Becker is looking forward to seeing the whole Elgin-O'Hare western access project completed ­­— something that may not occur until 2025.

"I understand the end results will be wonderful — if I live that long,'' Becker said.

Other major tollway projects include pavement and bridge repair throughout the original segment of Veterans Memorial Tollway (I-355).

Resurfacing will occur in both directions between I-55 and 83rd, at Butterfield, and from Army Trail to Fullerton.

Veterans Memorial is "a big commuter road, so commuters may be in for a surprise on 355,'' Schwieterman said. "Even the slightest obstacle can send traffic back.''

Late-night flier alert

Illinois Department of Transportation projects that could cause headaches include the resurfacing of I-190 for two miles from O'Hare to I-90.

The work is planned for May through July and will involve nighttime resurfacing from Bessie Coleman Drive to I-90. Three lanes each way in and out of O'Hare will narrow to one lane from 11 p.m. to 5 a.m. Sunday through Thursday, and Saturday morning from midnight to 6 a.m.

"People are going to leave the airport in a single lane, so it could cause some frequent fliers some heartburn,'' Schwieterman said.

Flash Cab driver Tom Burke, 48, has already experienced it in the opposite direction, while dropping a customer at O'Hare around 4 a.m. — a time he said was popular with some travelers out of O'Hare.

"Oh my god.
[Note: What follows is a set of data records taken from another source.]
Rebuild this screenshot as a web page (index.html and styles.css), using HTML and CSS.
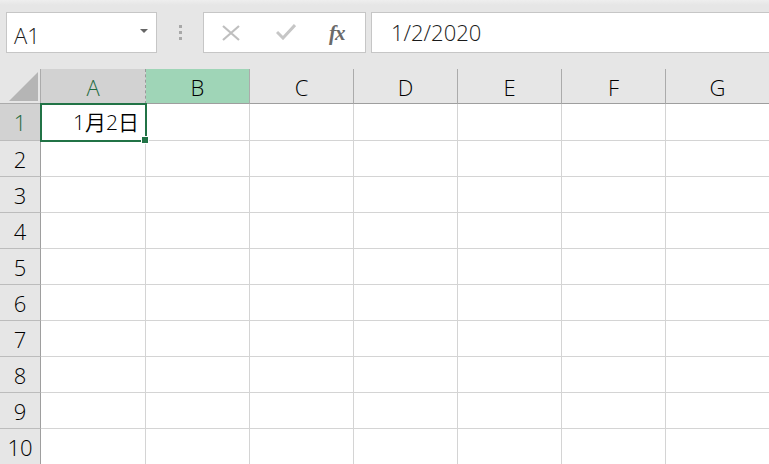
FILE: index.html
```html
<!DOCTYPE html>
<html lang="ja">
<head>
<meta charset="utf-8">
<title>Excel</title>
<link rel="stylesheet" href="styles.css">
</head>
<body>
<div class="app">
  <div class="toolbar">
    <div class="namebox">
      <span class="nb-text">A1</span>
      <span class="nb-arrow"></span>
    </div>
    <div class="grip"><i></i><i></i><i></i></div>
    <div class="fxbtns">
      <svg class="ico ico-x" width="18" height="16" viewBox="0 0 18 16"><path d="M1 1 L17 15 M17 1 L1 15" stroke="#bfbfbf" stroke-width="2.2" fill="none"/></svg>
      <svg class="ico ico-check" width="20" height="16" viewBox="0 0 20 16"><path d="M1 8 L7 14 L19 1" stroke="#c6c6c6" stroke-width="3" fill="none"/></svg>
      <span class="fx">fx</span>
    </div>
    <div class="formula">1/2/2020</div>
  </div>
  <div class="sheet">
    <div class="corner"><svg width="29" height="29" viewBox="0 0 29 29"><path d="M29 0 L29 29 L0 29 Z" fill="#b5b5b5"/></svg></div>
    <div class="ch ch-sel">A</div>
    <div class="ch ch-hl">B</div>
    <div class="ch">C</div>
    <div class="ch">D</div>
    <div class="ch">E</div>
    <div class="ch">F</div>
    <div class="ch">G</div>

    <div class="rh rh-sel">1</div>
    <div class="cell num">1月2日</div><div class="cell"></div><div class="cell"></div><div class="cell"></div><div class="cell"></div><div class="cell"></div><div class="cell"></div>
    <div class="rh">2</div>
    <div class="cell"></div><div class="cell"></div><div class="cell"></div><div class="cell"></div><div class="cell"></div><div class="cell"></div><div class="cell"></div>
    <div class="rh">3</div>
    <div class="cell"></div><div class="cell"></div><div class="cell"></div><div class="cell"></div><div class="cell"></div><div class="cell"></div><div class="cell"></div>
    <div class="rh">4</div>
    <div class="cell"></div><div class="cell"></div><div class="cell"></div><div class="cell"></div><div class="cell"></div><div class="cell"></div><div class="cell"></div>
    <div class="rh">5</div>
    <div class="cell"></div><div class="cell"></div><div class="cell"></div><div class="cell"></div><div class="cell"></div><div class="cell"></div><div class="cell"></div>
    <div class="rh">6</div>
    <div class="cell"></div><div class="cell"></div><div class="cell"></div><div class="cell"></div><div class="cell"></div><div class="cell"></div><div class="cell"></div>
    <div class="rh">7</div>
    <div class="cell"></div><div class="cell"></div><div class="cell"></div><div class="cell"></div><div class="cell"></div><div class="cell"></div><div class="cell"></div>
    <div class="rh">8</div>
    <div class="cell"></div><div class="cell"></div><div class="cell"></div><div class="cell"></div><div class="cell"></div><div class="cell"></div><div class="cell"></div>
    <div class="rh">9</div>
    <div class="cell"></div><div class="cell"></div><div class="cell"></div><div class="cell"></div><div class="cell"></div><div class="cell"></div><div class="cell"></div>
    <div class="rh">10</div>
    <div class="cell"></div><div class="cell"></div><div class="cell"></div><div class="cell"></div><div class="cell"></div><div class="cell"></div><div class="cell"></div>

    <div class="selection"><span class="handle"></span></div>
  </div>
</div>
</body>
</html>
```

FILE: styles.css
```css
* { box-sizing: border-box; }
html, body { margin: 0; padding: 0; }
body {
  width: 769px;
  height: 464px;
  overflow: hidden;
  background: #ffffff;
  font-family: "Open Sans", "Noto Sans CJK JP", sans-serif;
  font-weight: 350;
  color: #000;
}
.app { width: 769px; height: 464px; overflow: hidden; }

.toolbar {
  height: 69px;
  background: linear-gradient(#eeeeee 0, #e6e6e6 5px, #e6e6e6 100%);
  display: flex;
  align-items: flex-start;
  padding: 12px 0 0 6px;
  white-space: nowrap;
}
.namebox {
  width: 151px;
  height: 41px;
  background: #fff;
  border: 1px solid #c6c6c6;
  display: flex;
  align-items: center;
  justify-content: space-between;
  padding: 5px 8px 0 7px;
  flex: none;
}
.nb-text { font-size: 22px; color: #1a1a1a; line-height: 1; }
.nb-arrow {
  width: 0; height: 0;
  border-left: 4px solid transparent;
  border-right: 4px solid transparent;
  border-top: 4px solid #666;
  margin-bottom: 8px;
}
.grip {
  width: 46px;
  flex: none;
  display: flex;
  flex-direction: column;
  align-items: center;
  gap: 3px;
  padding-top: 13px;
}
.grip i { display: block; width: 3px; height: 3px; background: #a8a8a8; }
.fxbtns {
  width: 163px;
  height: 41px;
  flex: none;
  background: #fff;
  border: 1px solid #c6c6c6;
  display: flex;
  align-items: center;
  padding: 0 0 0 18px;
}
.ico { display: block; flex: none; }
.ico-x { margin-right: 36px; }
.ico-check { margin-right: 33px; margin-top: -1px; }
.fx {
  font-family: "Liberation Serif", serif;
  font-style: italic;
  font-weight: bold;
  font-size: 21px;
  color: #6a6a6a;
  line-height: 1;
  letter-spacing: -1px;
  padding-top: 2px;
}
.formula {
  margin-left: 5px;
  flex: none;
  width: 420px;
  height: 41px;
  background: #fff;
  border: 1px solid #c6c6c6;
  font-size: 22px;
  color: #1a1a1a;
  line-height: 38px;
  padding-left: 19px;
}

.sheet {
  position: relative;
  display: grid;
  grid-template-columns: 41px 105px repeat(6, 104px);
  grid-template-rows: 35px 37px repeat(9, 36px);
  background: #fff;
}
.corner {
  background: #e6e6e6;
  border-right: 1px solid #ababab;
  border-bottom: 1px solid #ababab;
  display: flex;
  align-items: flex-end;
  justify-content: flex-end;
  padding: 0 2px 2px 0;
}
.corner svg { display: block; }
.ch {
  background: #e6e6e6;
  border-right: 1px solid #ababab;
  border-bottom: 1px solid #9e9e9e;
  display: flex;
  align-items: center;
  justify-content: center;
  font-size: 22px;
  line-height: 1;
  color: #000;
  padding-top: 1px;
}
.ch-sel { background: #d2d2d2; color: #1e6b41; border-right: 1px dashed #9a9a9a; }
.ch-hl { background: #9fd5b7; color: #000; }
.rh {
  background: #e6e6e6;
  border-right: 1px solid #9e9e9e;
  border-bottom: 1px solid #bcbcbc;
  display: flex;
  align-items: center;
  justify-content: center;
  font-size: 22px;
  line-height: 1;
  color: #000;
}
.rh-sel { background: #d2d2d2; color: #1e6b41; }
.cell {
  border-right: 1px solid #d4d4d4;
  border-bottom: 1px solid #d4d4d4;
}
.num {
  display: flex;
  align-items: center;
  justify-content: flex-end;
  padding-right: 6px;
  font-size: 21px;
  line-height: 1;
  color: #000;
}
.selection {
  position: absolute;
  left: 40px;
  top: 34px;
  width: 107px;
  height: 39px;
  border: 2px solid #217346;
  pointer-events: none;
}
.handle {
  position: absolute;
  right: -4px;
  bottom: -4px;
  width: 6px;
  height: 6px;
  background: #217346;
  border: 1px solid #fff;
  box-sizing: content-box;
}
```
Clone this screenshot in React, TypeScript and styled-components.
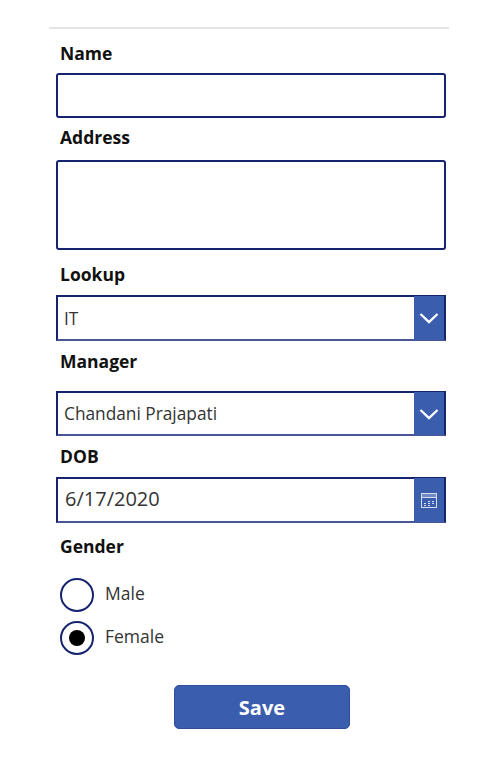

It took me 1½ hours to get from Cumberland to O'Hare,'' Burke said. "Over the weekend, it was a mess. . . . It was one single lane.''

Illinois 59, an often-congested major corridor through Naperville and Aurora, is seeing work from Ferry to Aurora Avenue, with route-widening and the construction of a "diverging diamond" ramp configuration over I-88.

In southern Cook County, La Grange Road will be widened for six miles from 179th to 131st, affecting Orland Park, Orland Hills, Tinley Park and Palos Park. Drivers may experience intermittent lane closures, IDOT officials say, but the intent is to maintain two lanes in each direction.

In the short term, the project could snarl the traffic of shoppers headed to and from the Orland Square and Orland Park Place malls on La Grange Road.